L’article L1244-1 du code du travail prévoit que “Les dispositions de l’article L1243-11 ne font pas obstacle à la conclusion de contrats de travail à durée déterminée successifs avec le même salarié lorsque le contrat est conclu dans l’un des cas suivants: (…)

3° Emplois (‘) pour lesquels, dans certains secteurs d’activité définis par décret ou par voie de convention ou d’accord collectif étendu, il est d’usage constant de ne pas recourir au contrat de travail à durée indéterminée en raison de la nature de l’activité exercée et du caractère par nature temporaire de ces emplois ;” .

Les “secteurs d’activité définis par décret” sont ceux visés à l’article D.1242-1du code du travail. Cet article précise:

“En application du 3° de l’article L. 1242-2, les secteurs d’activité dans lesquels des contrats à durée déterminée peuvent être conclus pour les emplois pour lesquels il est d’usage constant de ne pas recourir au contrat à durée indéterminée en raison de la nature de l’activité exercée et du caractère par nature temporaire de ces emplois sont les suivants:

(‘) 6° Les spectacles, l’action culturelle, l’audiovisuel, la production cinématographique, l’édition phonographique ;”

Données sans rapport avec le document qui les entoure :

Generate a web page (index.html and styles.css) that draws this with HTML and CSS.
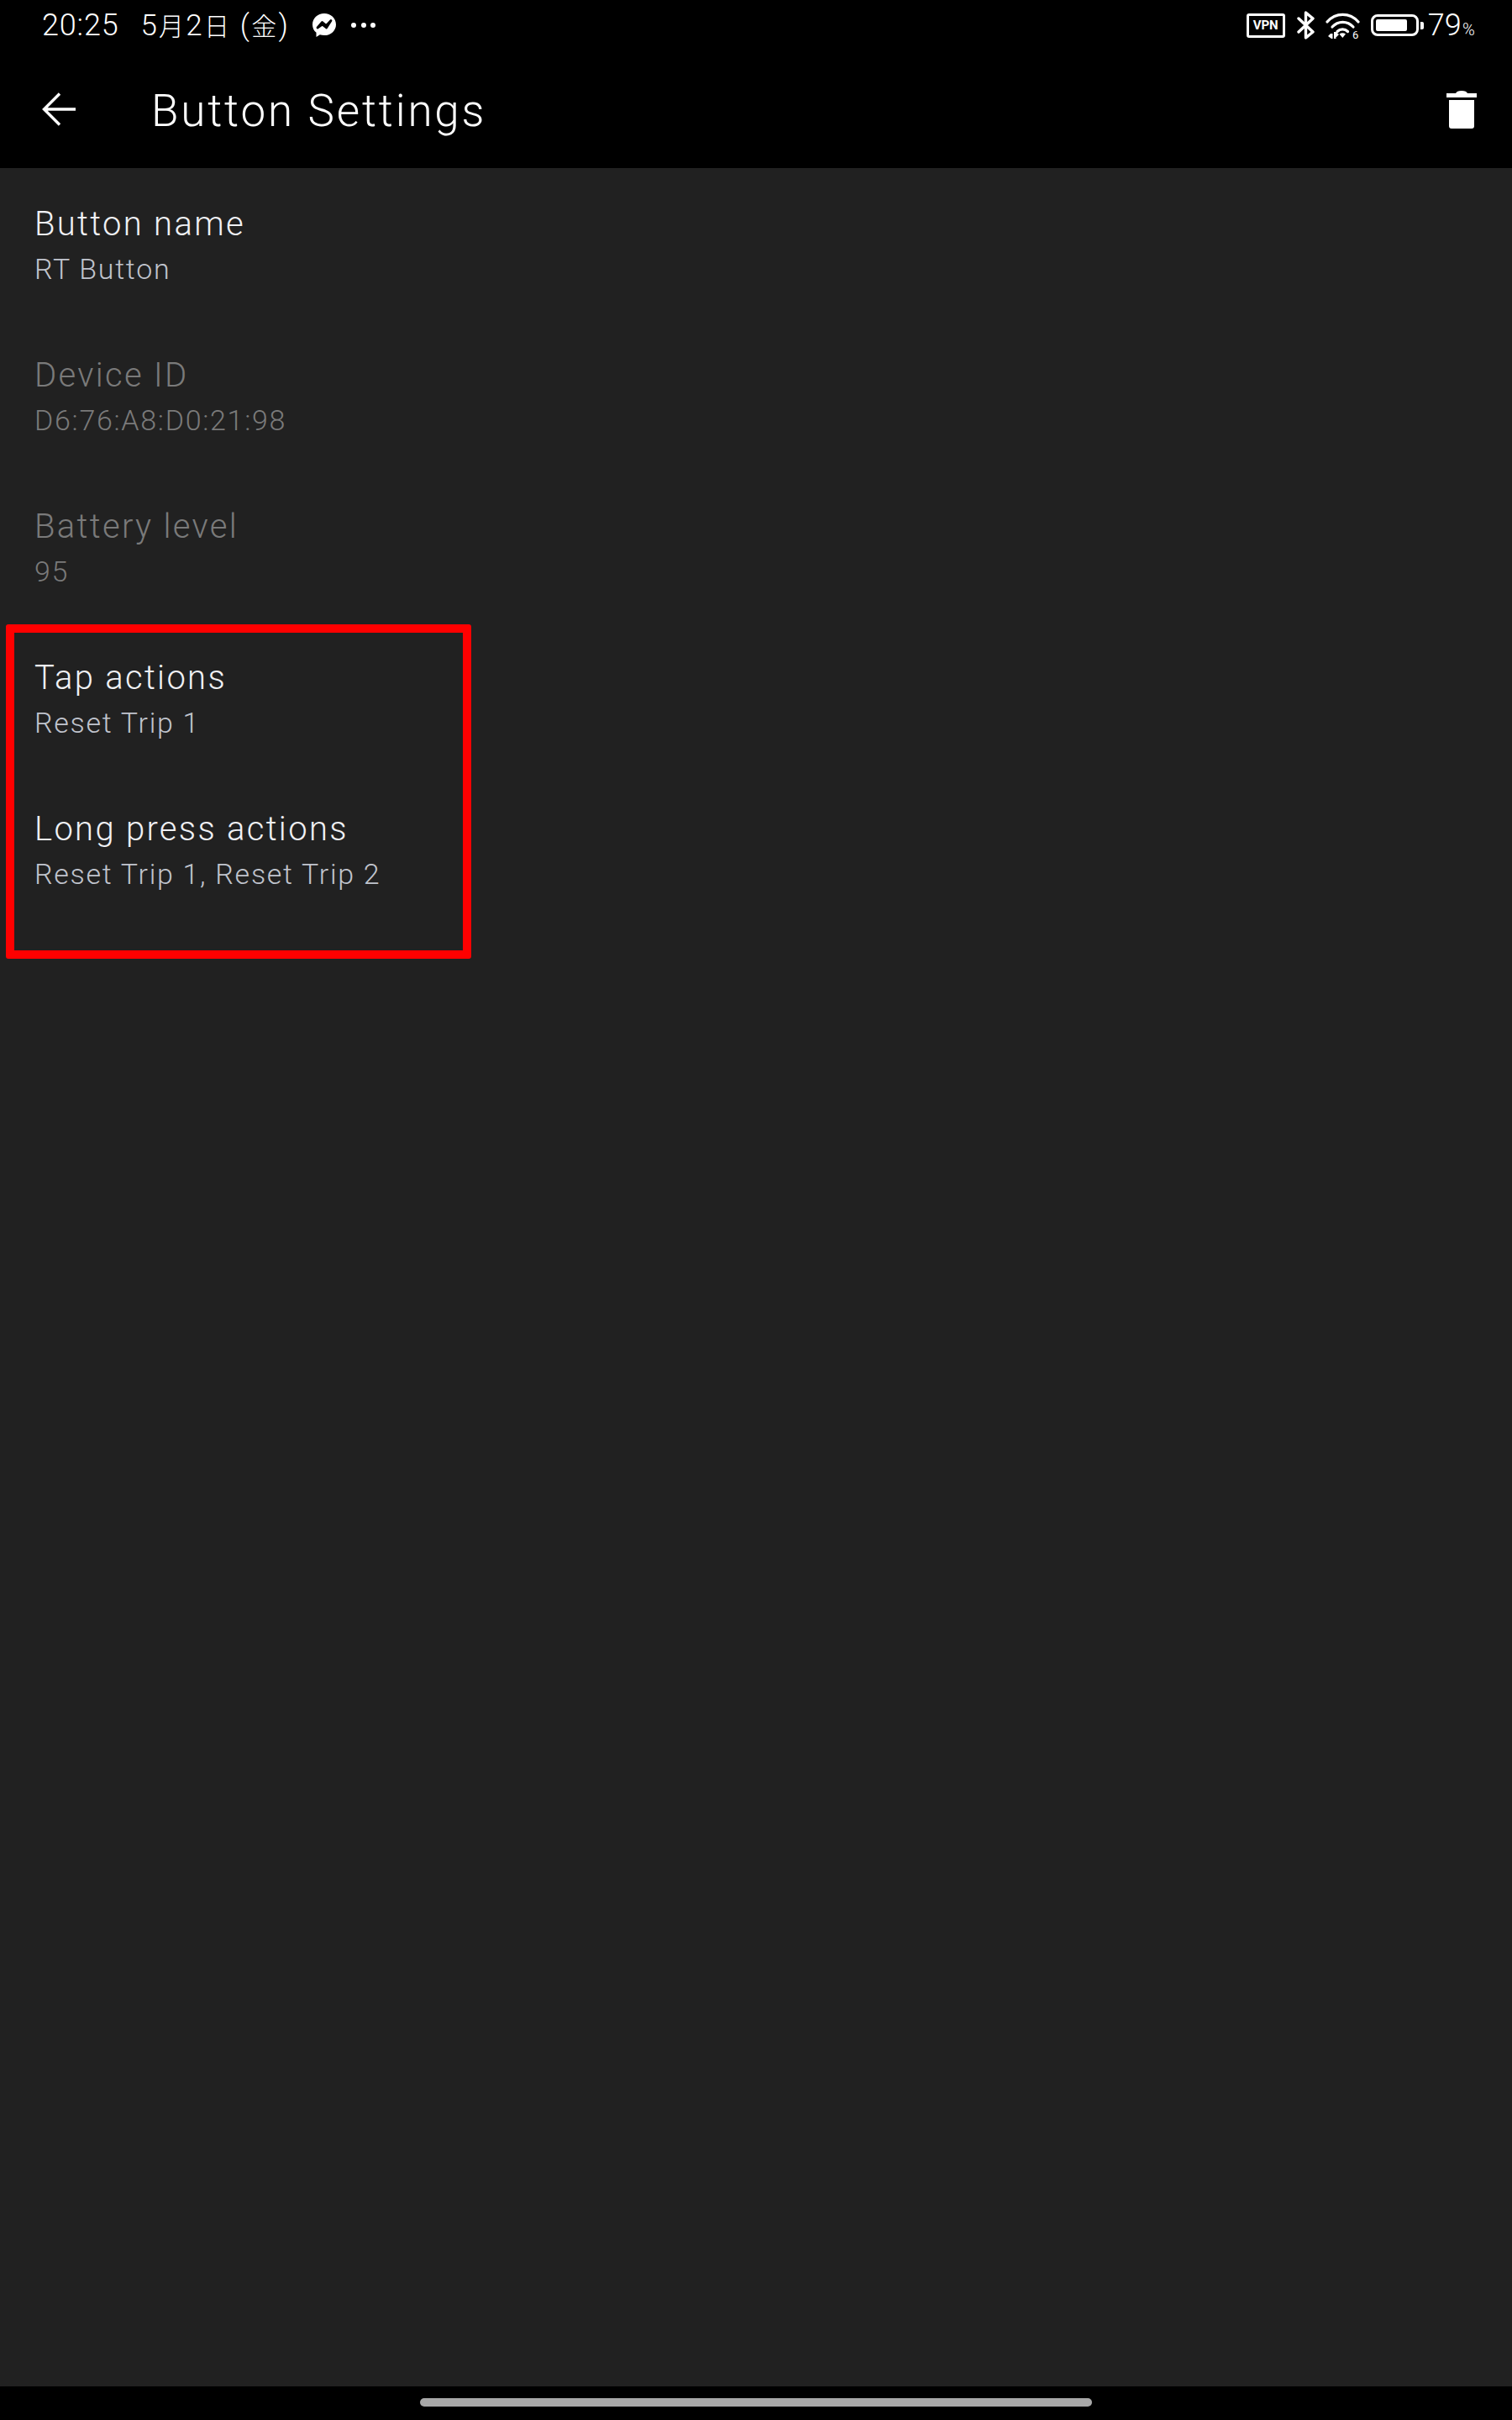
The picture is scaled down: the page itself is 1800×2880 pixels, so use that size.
FILE: index.html
```html
<!DOCTYPE html>
<html lang="ja">
<head>
<meta charset="utf-8">
<title>Button Settings</title>
<link rel="stylesheet" href="styles.css">
</head>
<body>
<div class="screen">
  <header class="top">
    <div class="status">
      <div class="status-left">
        <span class="time">20:25</span>
        <span class="date">5<span class="cjk">月</span>2<span class="cjk">日</span> <span class="paren">(</span><span class="cjk">金</span><span class="paren">)</span></span>
        <svg class="ic-msg" viewBox="0 0 28 28" width="28" height="28"><path fill="#fff" d="M14 0C6.2 0 0 5.8 0 13.2c0 3.900 1.700 7.300 4.500 9.600V28l4.400-2.700c1.600.5 3.300.8 5.100.8 7.800 0 14-5.600 14-12.900C28 5.800 21.800 0 14 0z"/><path fill="none" stroke="#000" stroke-width="2.800" stroke-linejoin="round" d="M6 17l5.600-6.500 4.800 4 5.600-6-5.400 8.500-4.800-3.800z"/></svg>
        <span class="dots"><i></i><i></i><i></i></span>
      </div>
      <div class="status-right">
        <span class="vpn">VPN</span>
        <svg class="ic-bt" viewBox="0 0 21 34" width="21" height="34"><path fill="none" stroke="#fff" stroke-width="3.400" stroke-linecap="round" stroke-linejoin="round" d="M2 9l17 16-8.500 7V2l8.500 7L2 25"/></svg>
        <svg class="ic-wifi" viewBox="0 -3 44 36" width="44" height="36"><g fill="none" stroke="#fff" stroke-width="3.200" stroke-linecap="round"><path d="M2 11C12-.5 29-.5 39 11"/><path d="M8 17c7-7.500 18-7.500 25 0"/><path d="M14 22.500c3.500-3.500 9-3.500 12.500 0"/></g><path fill="#fff" d="M16.500 25.500c2.200-1.600 5.300-1.600 7.500 0L20.300 30zM6 25h2.500v6H7l-4-3zM10 23h2.500l3.500 3-3 3h-.5v2H10z"/><text class="wifi-six" x="32" y="31">6</text></svg>
        <span class="battery"><span class="battery-fill"></span></span>
        <span class="battery-tip"></span>
        <span class="pct">79<small>%</small></span>
      </div>
    </div>
    <div class="appbar">
      <svg class="ic-back" viewBox="0 0 40 40" width="40" height="40"><path fill="none" stroke="#fff" stroke-width="3.400" d="M40 20H3M21 1.500L2.500 20 21 38.500"/></svg>
      <h1 class="title">Button Settings</h1>
      <svg class="ic-trash" viewBox="0 0 36 45" width="36" height="45"><path fill="#fff" d="M11 3c1-2 3-3 7-3s6 1 7 3h11v5H0V3zM3 11h30v31a3 3 0 0 1-3 3H6a3 3 0 0 1-3-3z"/></svg>
    </div>
  </header>
  <main class="list">
    <div class="row"><div class="row-title">Button name</div><div class="row-sub">RT Button</div></div>
    <div class="row off"><div class="row-title">Device ID</div><div class="row-sub">D6:76:A8:D0:21:98</div></div>
    <div class="row off"><div class="row-title">Battery level</div><div class="row-sub">95</div></div>
    <div class="row"><div class="row-title">Tap actions</div><div class="row-sub">Reset Trip 1</div></div>
    <div class="row"><div class="row-title">Long press actions</div><div class="row-sub">Reset Trip 1, Reset Trip 2</div></div>
    <div class="highlight"></div>
  </main>
  <footer class="nav"><span class="pill"></span></footer>
</div>
</body>
</html>
```
FILE: styles.css
```css
* { box-sizing: border-box; }
html, body { margin: 0; padding: 0; }
body { background: #000; font-family: Roboto, "Noto Sans CJK JP", sans-serif; color: #fff; }
.screen { width: 1800px; height: 2880px; display: flex; flex-direction: column; }
.top { height: 200px; background: #000; flex: none; }
.status { height: 60px; display: flex; justify-content: space-between; align-items: center; padding: 0 44px 0 50px; }
.status-left { display: flex; align-items: center; }
.time { font-size: 36px; font-weight: 300; line-height: 60px; letter-spacing: .8px; }
.date { font-size: 35px; font-weight: 300; line-height: 60px; margin-left: 26px; white-space: pre; letter-spacing: 2.200px; }
.cjk { font-family: "Noto Sans CJK JP", sans-serif; font-size: 30px; font-weight: 300; }
.paren { font-size: 35px; }
.ic-msg { margin-left: 27px; }
.dots { display: flex; gap: 5.500px; margin-left: 18px; }
.dots i { width: 6px; height: 6px; border-radius: 50%; background: #fff; }
.status-right { display: flex; align-items: center; }
.vpn { width: 46px; height: 29px; border: 3px solid #fff; border-radius: 3px; font-size: 15px; font-weight: 700; line-height: 23px; text-align: center; }
.ic-bt { margin-left: 14px; }
.ic-wifi { margin-left: 13px; margin-right: -3px; }
.wifi-six { font-family: Roboto, sans-serif; font-size: 13px; font-weight: 400; fill: #fff; }
.battery { width: 57px; height: 26px; margin-left: 13px; border: 3px solid #fff; border-radius: 8px; padding: 3px; display: block; }
.battery-fill { display: block; width: 37px; height: 14px; background: #fff; border-radius: 2px; }
.battery-tip { width: 4px; height: 9px; margin-left: 2px; background: #fff; border-radius: 0 2px 2px 0; }
.pct { margin-left: 5px; padding-top: 4px; font-size: 36px; font-weight: 300; line-height: 60px; letter-spacing: .2px; }
.pct small { font-size: 20px; margin-left: 1px; }
.appbar { height: 140px; display: flex; align-items: center; padding: 0 42px 0 50px; }
.title { margin: 4px 0 0 90px; font-size: 53px; font-weight: 300; letter-spacing: 2.800px; flex: 1; line-height: 60px; }
.list { flex: 1; background: #212121; position: relative; }
.row { height: 180px; padding: 40px 41px 0; }
.row-title { font-size: 40px; font-weight: 350; line-height: 54px; color: #f0f1f5; letter-spacing: 2.300px; }
.row-sub { font-size: 34px; font-weight: 350; line-height: 54px; margin-top: -1px; color: #c0c4cd; letter-spacing: 1.700px; }
.off .row-title, .off .row-sub { color: #7a7a7a; }
.highlight { position: absolute; left: 7px; top: 543px; width: 554px; height: 398px; border: 10px solid #f00; border-radius: 3px; }
.nav { height: 40px; flex: none; background: #000; display: flex; justify-content: center; padding-top: 14px; }
.pill { width: 800px; height: 10px; background: #a8a8a8; border-radius: 5px; }
```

L’accord-cadre sur le travail à durée déterminée conclu le 18 mars 1999, mis en ‘uvre par la directive n°1999/70/CE du 28 juin 1999, en ses clauses 1 et 5, qui a pour objet de prévenir les abus résultant de l’utilisation de contrats à durée déterminée successifs, impose de vérifier que le recours à l’utilisation de contrats à durée déterminée successifs est justifié par des raisons objectives qui s’entendent de l’existence d’éléments concrets établissant le caractère par nature temporaire de l’emploi.

En outre, la détermination par accord collectif de la liste précise des emplois pour lesquels il peut être recouru au contrat de travail à durée déterminée d’usage ne dispense pas le juge, en cas de litige, de vérifier concrètement l’existence de raisons objectives établissant le caractère par nature temporaire de l’emploi concerné.

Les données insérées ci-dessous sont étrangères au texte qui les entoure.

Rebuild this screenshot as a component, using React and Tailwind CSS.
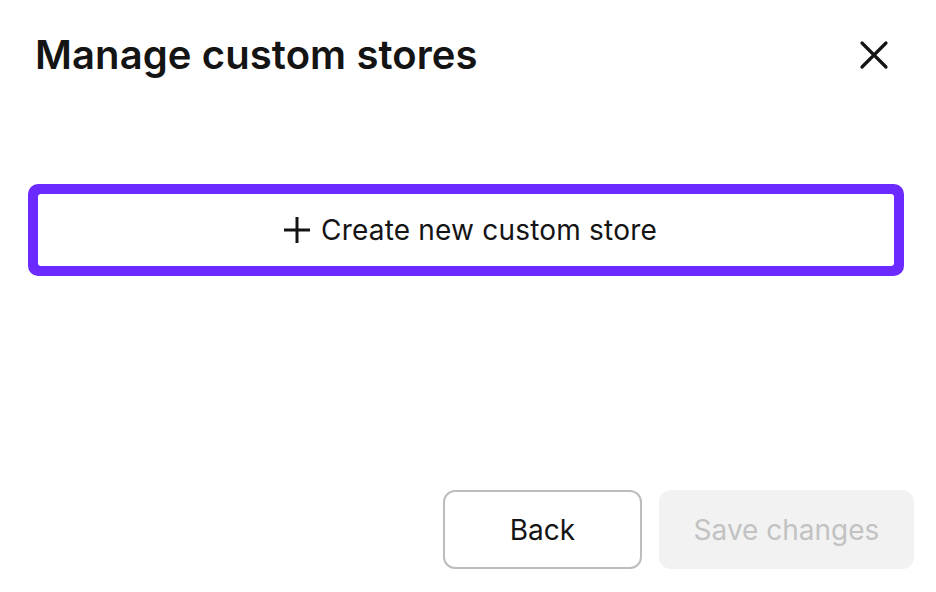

Il convient donc, d’une part, d’examiner les dispositions conventionnelles applicables, d’autre part, d’apprécier in concreto si les raisons objectives de nature à établir le caractère par nature temporaire de l’emploi occupé par M. [X].

L’article 1.2 de la convention collective de la communication et de la production audiovisuelles prévoit dans son paragraphe 1b que : « pour les métiers qui sont énumérés dans l’annexe 1, les parties reconnaissent, outre les dispositions de l’alinéa précédent, pour des activités temporaires, la possibilité de recourir à des contrats à durée déterminée en adaptant au cas particulier de ces contrats les règles prévues par l’article L. 122-1 ». L’annexe 1 mentionne les métiers d’électricien-éclairagiste.

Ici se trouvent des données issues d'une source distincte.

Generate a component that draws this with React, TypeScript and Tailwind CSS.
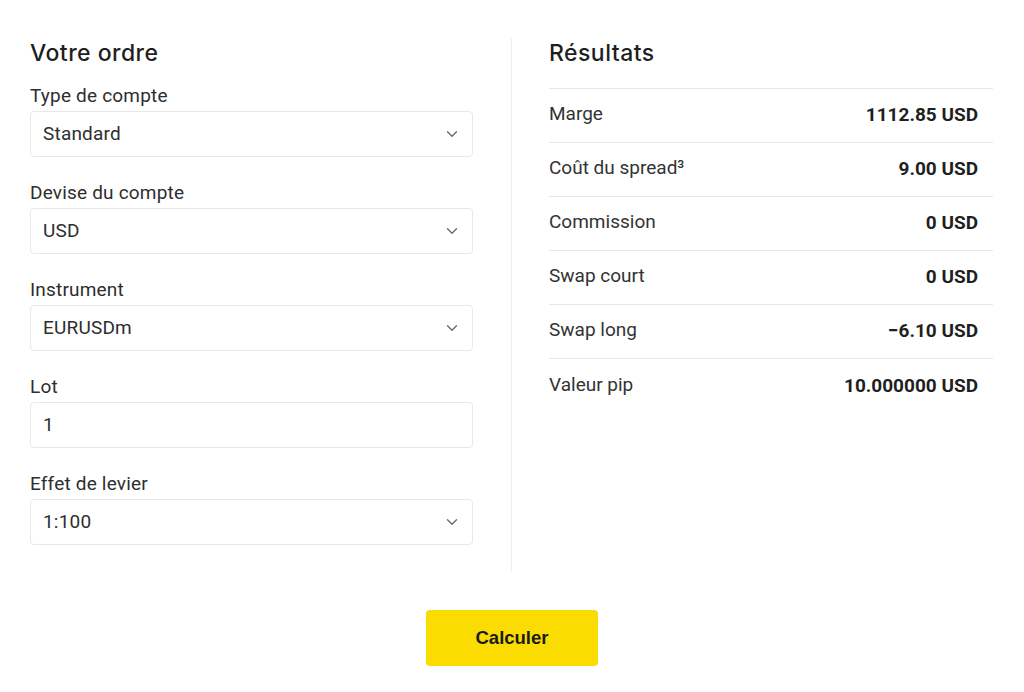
import React from "react";

const Chevron = () => (
  <svg width="12" height="8" viewBox="0 0 12 8" fill="none" className="shrink-0">
    <path d="M1.5 1.75L6 6.25L10.5 1.75" stroke="#6b6b6b" strokeWidth="1.4" strokeLinecap="round" strokeLinejoin="round" />
  </svg>
);

const Field = ({ label, value, select = true }: { label: string; value: string; select?: boolean }) => (
  <div className="flex flex-col">
    <div className="h-[24px] leading-[24px] text-[19px] tracking-[0.01em] text-[#2e2e2e]">{label}</div>
    <div className="mt-[3px] h-[46px] rounded-[4px] border border-[#e8e8e8] flex items-center justify-between pl-[12px] pr-[14px] text-[19px] tracking-[0.01em] text-[#2e2e2e] bg-white">
      <span>{value}</span>
      {select && <Chevron />}
    </div>
  </div>
);

const rows: [string, React.ReactNode, string][] = [
  ["Marge", "Marge", "1112.85 USD"],
  ["Cout", <>Coût du spread³</>, "9.00 USD"],
  ["Commission", "Commission", "0 USD"],
  ["Swap court", "Swap court", "0 USD"],
  ["Swap long", "Swap long", "−6.10 USD"],
  ["Valeur pip", "Valeur pip", "10.000000 USD"],
];

export default function App() {
  return (
    <div className="w-[1024px] h-[692px] bg-white font-['Roboto',sans-serif] text-[#2b2b2b]">
      <div className="flex pl-[30px] pr-[31px] pt-[38px]">
        <div className="w-[443px] flex flex-col pb-[27px]">
          <h2 className="h-[30px] leading-[30px] text-[23px] tracking-[0.02em] font-medium font-['Inter',sans-serif] text-[#1f1f1f]">Votre ordre</h2>
          <div className="mt-[16px] flex flex-col gap-[24px]">
            <Field label="Type de compte" value="Standard" />
            <Field label="Devise du compte" value="USD" />
            <Field label="Instrument" value="EURUSDm" />
            <Field label="Lot" value="1" select={false} />
            <Field label="Effet de levier" value="1:100" />
          </div>
        </div>
        <div className="ml-[38px] mr-[37px] w-px bg-[#efefef]" />
        <div className="flex-1 flex flex-col">
          <h2 className="h-[30px] leading-[30px] text-[23px] tracking-[0.02em] font-medium font-['Inter',sans-serif] text-[#1f1f1f]">Résultats</h2>
          <div className="mt-[20px] border-t border-[#e6e6e6]">
            {rows.map(([k, label, value], i) => (
              <div
                key={k}
                className={`h-[54px] flex items-center justify-between pr-[15px] ${i < rows.length - 1 ? "border-b border-[#e6e6e6]" : ""}`}
              >
                <span className="text-[19px] text-[#333333] -mt-[2px]">{label}</span>
                <span className="text-[19px] font-bold text-[#1f1f1f]">{value}</span>
              </div>
            ))}
          </div>
        </div>
      </div>
      <div className="flex justify-center mt-[38px]">
        <button className="w-[172px] h-[56px] rounded-[4px] bg-[#fadc00] text-[18.5px] font-bold text-[#1a1a1a] font-['Liberation_Sans',sans-serif]">
          Calculer
        </button>
      </div>
    </div>
  );
}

L’article 1.1 de l’accord collectif national du 22 décembre 2006 de la branche de la télédiffusion relatif aux salariés employés sous contrats de travail à durée déterminée d’usage prévoit que ledit accord s’applique aux salariés employés sous contrats de travail à durée déterminée d’usage concourant aux activités de conception, de production, de fabrication de programmes audiovisuels ou de services, et exerçant un métier figurant dans les listes 1 et 2 du Titre IV du même accord.

L’article 1.2 de cet accord de branche relatif aux contrats de travail à durée déterminée d’usage dispose que ‘les éditeurs de services et de programmes audiovisuels sont amenés à concevoir, produire et fabriquer eux-mêmes tout ou partie des produits qu’ils diffusent. Ces activités susceptibles de s’exercer dans les différents domaines du programme, de l’information du sport et de la retransmission d’événements, quel qu’en soit le genre, permettent de recourir pour les fonctions listées en annexe au présent accord au contrat de travail à durée déterminée d’usage. Le recours à ce type de contrat n’est alors justifié que lorsque cet emploi s’exerce dans les circonstances suivantes : lors que pèsent sur ces activités des incertitudes quant à leur pérennité ou lorsqu’elles ont un caractère exceptionnel ou événementiel ou lorsqu’elles requièrent des compétences techniques ou artistiques spécifiques. La durée de collaboration est alors liée en tout ou partie à la durée du programme ou de la production objet du contrat.’

L’article 4.1 dispose que ‘ les fonctions pour lesquelles il est possible de recourir au contrat de travail à durée déterminée d’usage dans la branche de la télédiffusion sont répertoriés sur deux listes. Les fonctions de la liste 1 sont réparties en neuf filières et répertoriées à l’annexe I : (…) D- fabrication : plateau, peinture, tapisserie construction décors’.

L’annexe I intitulée ‘ Fonctions et filières d’usage’ mentionne sous la filière D ‘fabrication : plateau, peinture, tapisserie, construction, décors’ les fonctions d’«éclairagiste » et d’ «électricien» de sorte que pour ces fonctions le contrat de travail à durée déterminée d’usage peut être envisagé.

Quant à l’accord d’entreprise France Télévisions du 28 mai 2013 en vigueur à compter du 1er janvier 2013, il s’applique en vertu de son article 1.2, d’une part, à tous les salariés sous contrat de travail à durée indéterminée et contrat de travail à durée déterminée, d’autre part, aux salariés sous contrat de travail à durée déterminée conclus en application des articles L1242-2 alinéa 3 du code du travail pour les dispositions non couvertes par l’accord collectif national de branche de la télédiffusion relatif aux salariés employés sous contrat de travail à durée déterminée d’usage du 22 décembre 2006, de sorte qu’il n’est pas de nature à voir écarter les dispositions de l’accord de branche sus évoquées.